Possibly my favorite female author is a friend of mine, Michelle Garren Flye . I’ve known Michelle for a few years now and, aside from the way she writes, she is a terrific individual. The Steps My Lover Built is a short, yet powerful piece and it’s a very good example of simple writing. There is nothing fanciful about this story, but the meaning of it is easily understood.

There are others, but many of them don’t have websites or don’t submit their works for publication. It drives me nuts.

I will leave you with a thought. Keep It Simple Stupid–it’s easier than most of us think.

But, who am I to tell you how to write? After all, I’m still just another writer trying to find my way in this business. Ah, but I’m also a reader, and I know what I like to read and usually those stories that are the easiest to read and swallows a person up are the ones that are simply written…

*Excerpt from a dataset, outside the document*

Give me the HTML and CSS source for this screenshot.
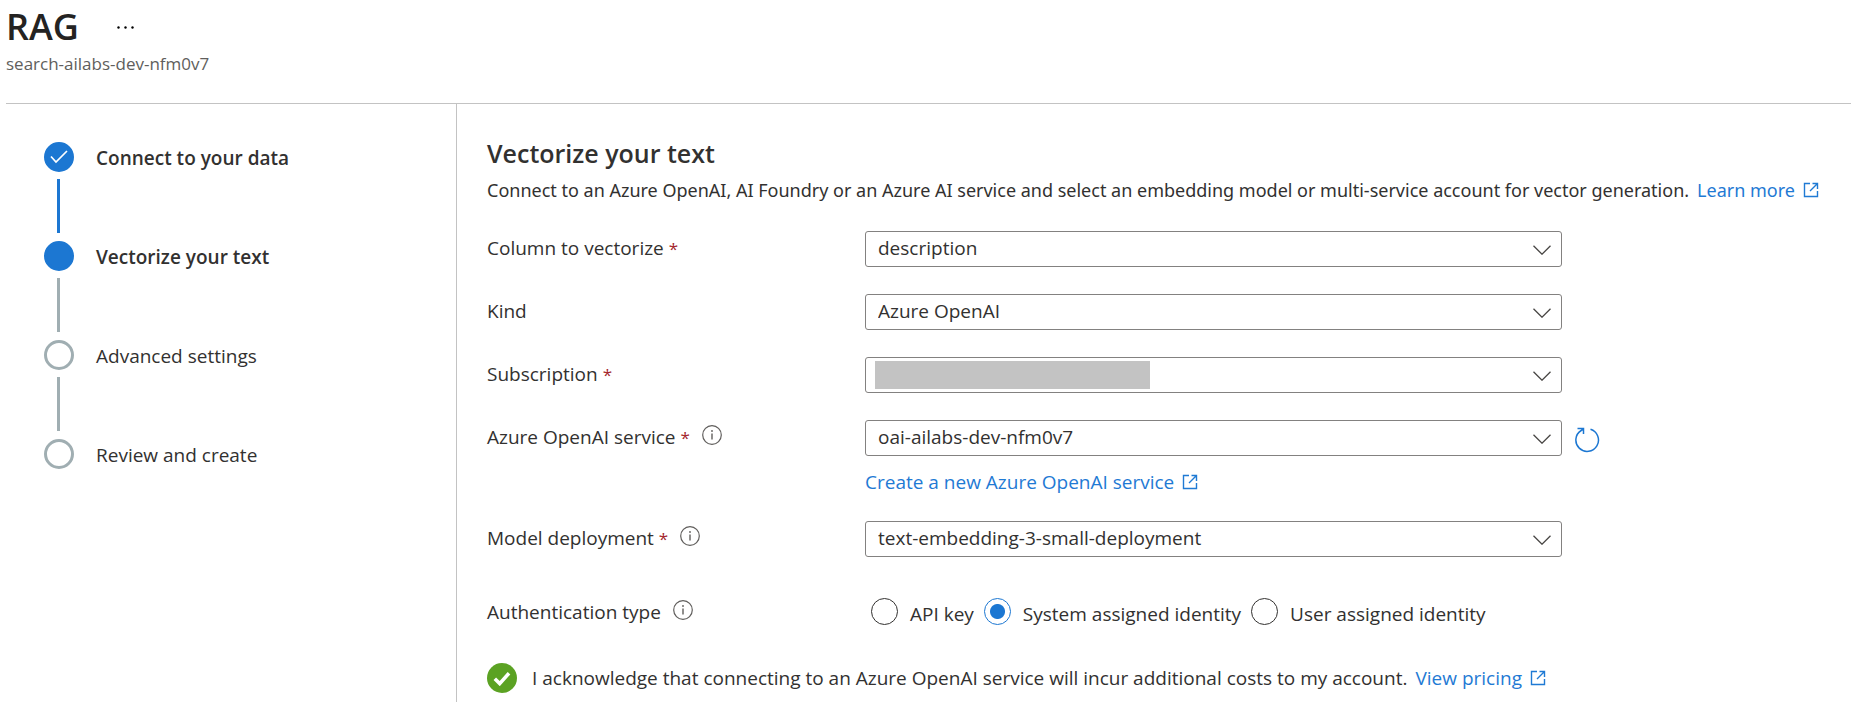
FILE: index.html
```html
<!DOCTYPE html>
<html lang="en">
<head>
<meta charset="utf-8">
<meta name="viewport" content="width=device-width, initial-scale=1">
<title>RAG</title>
<link rel="stylesheet" href="styles.css">
</head>
<body>
<svg class="sprite" aria-hidden="true">
  <symbol id="external" viewBox="0 0 16 16"><path d="M7 1.5H1.5v13h13V9M9.5 1.5h5V7M14.5 1.5 7 9" fill="none" stroke="currentColor" stroke-width="1.4"/></symbol>
  <symbol id="chevron" viewBox="0 0 18 10"><path d="M.5.8 9 9.2 17.5.8" fill="none" stroke="currentColor" stroke-width="1.3"/></symbol>
  <symbol id="info" viewBox="0 0 20 20"><circle cx="10" cy="10" r="9.3" fill="none" stroke="currentColor" stroke-width="1.2"/><path d="M10 8.4v6" stroke="currentColor" stroke-width="1.4"/><circle cx="10" cy="6" r=".9" fill="currentColor"/></symbol>
</svg>
<header class="header">
  <div class="title-row">
    <h1 class="title">RAG</h1>
    <button class="more" type="button" aria-label="More actions"><svg viewBox="0 0 17 3" width="17" height="3"><circle cx="1.5" cy="1.5" r="1.2"/><circle cx="8.5" cy="1.5" r="1.2"/><circle cx="15.5" cy="1.5" r="1.2"/></svg></button>
  </div>
  <p class="subtitle">search-ailabs-dev-nfm0v7</p>
</header>
<div class="layout">
  <nav class="sidebar" aria-label="Wizard steps">
    <ol class="steps">
      <li class="step step-done"><span class="dot"><svg viewBox="0 0 18 14" width="18" height="14"><path d="M1 6.5 6 12 17 1" fill="none" stroke="currentColor" stroke-width="1.7"/></svg></span><span class="step-name">Connect to your data</span></li>
      <li class="step step-current" aria-current="step"><span class="dot"></span><span class="step-name">Vectorize your text</span></li>
      <li class="step"><span class="dot"></span><span class="step-name">Advanced settings</span></li>
      <li class="step"><span class="dot"></span><span class="step-name">Review and create</span></li>
    </ol>
  </nav>
  <main class="main">
    <h2 class="heading">Vectorize your text</h2>
    <p class="intro"><span>Connect to an Azure OpenAI, AI Foundry or an Azure AI service and select an embedding model or multi-service account for vector generation.</span> <a class="link" href="#">Learn more<svg class="external"><use href="#external"/></svg></a></p>
    <form class="form">
      <div class="row">
        <div class="label"><label for="column">Column to vectorize <span class="required">*</span></label></div>
        <div class="select"><select id="column" required><option>description</option></select><svg class="chevron"><use href="#chevron"/></svg></div>
      </div>
      <div class="row">
        <div class="label"><label for="kind">Kind</label></div>
        <div class="select"><select id="kind"><option>Azure OpenAI</option></select><svg class="chevron"><use href="#chevron"/></svg></div>
      </div>
      <div class="row">
        <div class="label"><label for="subscription">Subscription <span class="required">*</span></label></div>
        <div class="select"><select id="subscription"><option></option></select><span class="redacted"></span><svg class="chevron"><use href="#chevron"/></svg></div>
      </div>
      <div class="row">
        <div class="label"><label for="service">Azure OpenAI service <span class="required">*</span></label><svg class="info"><use href="#info"/></svg></div>
        <div class="field">
          <div class="select"><select id="service"><option>oai-ailabs-dev-nfm0v7</option></select><svg class="chevron"><use href="#chevron"/></svg></div>
          <a class="link" href="#">Create a new Azure OpenAI service<svg class="external"><use href="#external"/></svg></a>
        </div>
        <button class="refresh" type="button" aria-label="Refresh"><svg viewBox="0 0 26 26" width="26" height="26"><path d="M16.5 2.3A11.3 11.3 0 1 1 7.2 3.5L9.5 2M3.5 1.6H9.5V7" fill="none" stroke="currentColor" stroke-width="1.5"/></svg></button>
      </div>
      <div class="row">
        <div class="label"><label for="model">Model deployment <span class="required">*</span></label><svg class="info"><use href="#info"/></svg></div>
        <div class="select"><select id="model"><option>text-embedding-3-small-deployment</option></select><svg class="chevron"><use href="#chevron"/></svg></div>
      </div>
      <div class="row row-auth" role="radiogroup" aria-labelledby="auth-label">
        <div class="label"><span id="auth-label">Authentication type</span><svg class="info"><use href="#info"/></svg></div>
        <div class="radios">
          <label class="radio"><input type="radio" name="auth"><span class="radio-text">API key</span></label>
          <label class="radio"><input type="radio" name="auth" checked><span class="radio-text">System assigned identity</span></label>
          <label class="radio"><input type="radio" name="auth"><span class="radio-text">User assigned identity</span></label>
        </div>
      </div>
      <div class="ack">
        <label class="ack-label"><span class="tick"><input type="checkbox" checked><svg viewBox="0 0 18 15" width="18" height="15"><path d="M1.8 7.8 6.7 12.6 16 2.2" fill="none" stroke="currentColor" stroke-width="3.6"/></svg></span><span>I acknowledge that connecting to an Azure OpenAI service will incur additional costs to my account.</span></label>
        <a class="link" href="#">View pricing<svg class="external"><use href="#external"/></svg></a>
      </div>
    </form>
  </main>
</div>
</body>
</html>
```
FILE: styles.css
```css
* { box-sizing: border-box; }

html, body { height: 100%; }

body {
  display: flex;
  flex-direction: column;
  margin: 0;
  overflow: hidden;
  background: #fff;
  color: #323130;
  font: 19px/28px "Open Sans", "Noto Sans", sans-serif;
}

h1, h2, p, ol { margin: 0; padding: 0; }

button { padding: 0; border: 0; background: none; color: inherit; }

svg { display: block; flex: none; }

.sprite { position: absolute; width: 0; height: 0; }

/* Page header */
.header {
  margin-left: 6px;
  padding: 3px 0 26px;
  border-bottom: 1px solid #c3c3c3;
}

.title-row { display: flex; align-items: center; gap: 38px; }

.title { font-size: 36px; line-height: 48px; font-weight: 600; color: #242322; }

.more { display: flex; }

.subtitle { color: #605e5c; font-size: 17px; line-height: 26px; }

/* Body */
.layout { display: flex; flex: 1; min-height: 0; }

.sidebar {
  flex: none;
  width: 457px;
  padding: 38px 0 0 44px;
  border-right: 1px solid #c3c3c3;
}

.steps { list-style: none; }

.step {
  display: grid;
  grid-template-columns: 30px 1fr;
  column-gap: 22px;
  align-items: center;
}

.step:not(:last-child)::after {
  content: "";
  width: 3px;
  height: 54px;
  margin: 7px 0 8px 13px;
  background: #a0aeb2;
}

.step.step-done::after { background: #1c77d2; }

.dot {
  display: grid;
  place-items: center;
  width: 30px;
  height: 30px;
  border: 3px solid #a0aeb2;
  border-radius: 50%;
  color: #fff;
}

.step-done .dot, .step-current .dot { border-color: #1c77d2; background: #1c77d2; }

.step-name { padding-top: 2px; }

.step-done .step-name, .step-current .step-name { font-weight: 600; }

.main { flex: 1; min-width: 0; padding: 31px 0 0 30px; }

.heading { font-size: 25px; line-height: 36px; font-weight: 600; }

.intro {
  display: flex;
  gap: 8px;
  margin-top: 5px;
  font-family: "Noto Sans", sans-serif;
  font-size: 18px;
  white-space: nowrap;
}

.link {
  display: inline-flex;
  align-items: center;
  gap: 8px;
  color: #1f7ad4;
  text-decoration: none;
}

.external { width: 16px; height: 16px; }

/* Form */
.form { display: flex; flex-direction: column; gap: 27px; margin-top: 27px; }

.row {
  display: grid;
  grid-template-columns: 378px minmax(0, 697px) auto;
  align-items: start;
}

.label { display: flex; align-items: center; gap: 12px; height: 34px; }

.required { color: #a4262c; font-size: 17px; line-height: 1; }

.info { width: 20px; height: 20px; margin-bottom: 4px; color: #605e5c; }

.field { display: grid; gap: 14px; justify-items: start; line-height: 24px; }

.select { position: relative; width: 100%; }

.select select {
  display: block;
  width: 100%;
  height: 36px;
  padding: 0 48px 2px 12px;
  border: 1px solid #838180;
  border-radius: 3px;
  appearance: none;
  background: #fff;
  color: inherit;
  font: inherit;
}

.chevron {
  position: absolute;
  top: 14px;
  right: 11px;
  width: 18px;
  height: 10px;
  color: #484644;
  pointer-events: none;
}

.redacted {
  position: absolute;
  top: 4px;
  left: 10px;
  width: 275px;
  height: 28px;
  background: #c3c3c3;
}

.refresh { display: flex; margin: 7px 0 0 12px; color: #1c77d2; }

.row-auth { padding-top: 11px; }

.radios { display: flex; gap: 10px; padding-left: 6px; }

.radio { display: flex; align-items: center; gap: 12px; height: 32px; white-space: nowrap; }

.radio-text { padding-top: 6px; }

.radio input {
  flex: none;
  width: 27px;
  height: 27px;
  margin: 0;
  border: 1px solid #323130;
  border-radius: 50%;
  appearance: none;
}

.radio input:checked {
  border-color: #1c77d2;
  background: radial-gradient(circle, #1c77d2 7px, transparent 8px);
}

.ack { display: flex; align-items: center; gap: 8px; padding-top: 7px; white-space: nowrap; }

.ack-label { display: flex; align-items: center; gap: 15px; }

.tick { display: grid; place-items: center; color: #fff; }

.tick input, .tick svg { grid-area: 1 / 1; }

.tick input {
  width: 30px;
  height: 30px;
  margin: 0;
  border-radius: 50%;
  appearance: none;
  background: #5ba223;
}

.tick svg { z-index: 1; pointer-events: none; }
```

3 thoughts on “Keep It Simple Stupid

  1. Amen, brother – simple prose is beautiful prose (my byword for simple prose is always Orson Scott Card, particularly ‘Ender’s Game’), and brevity is the soul of wit.

    I haven’t read Twilight, so I won’t pass comment (though I have to point out that every writer I know who’s expressed an opinion on the matter has said the writing was awful…).


  2. Rik, the writing is definitely awful, but it was also simplistic and, according to every woman i know who has read it, it’s an easy read. The interesting issue to Twilight is that Meyer, herself, said she’s not a writer, so it’s clear why the writing was awful.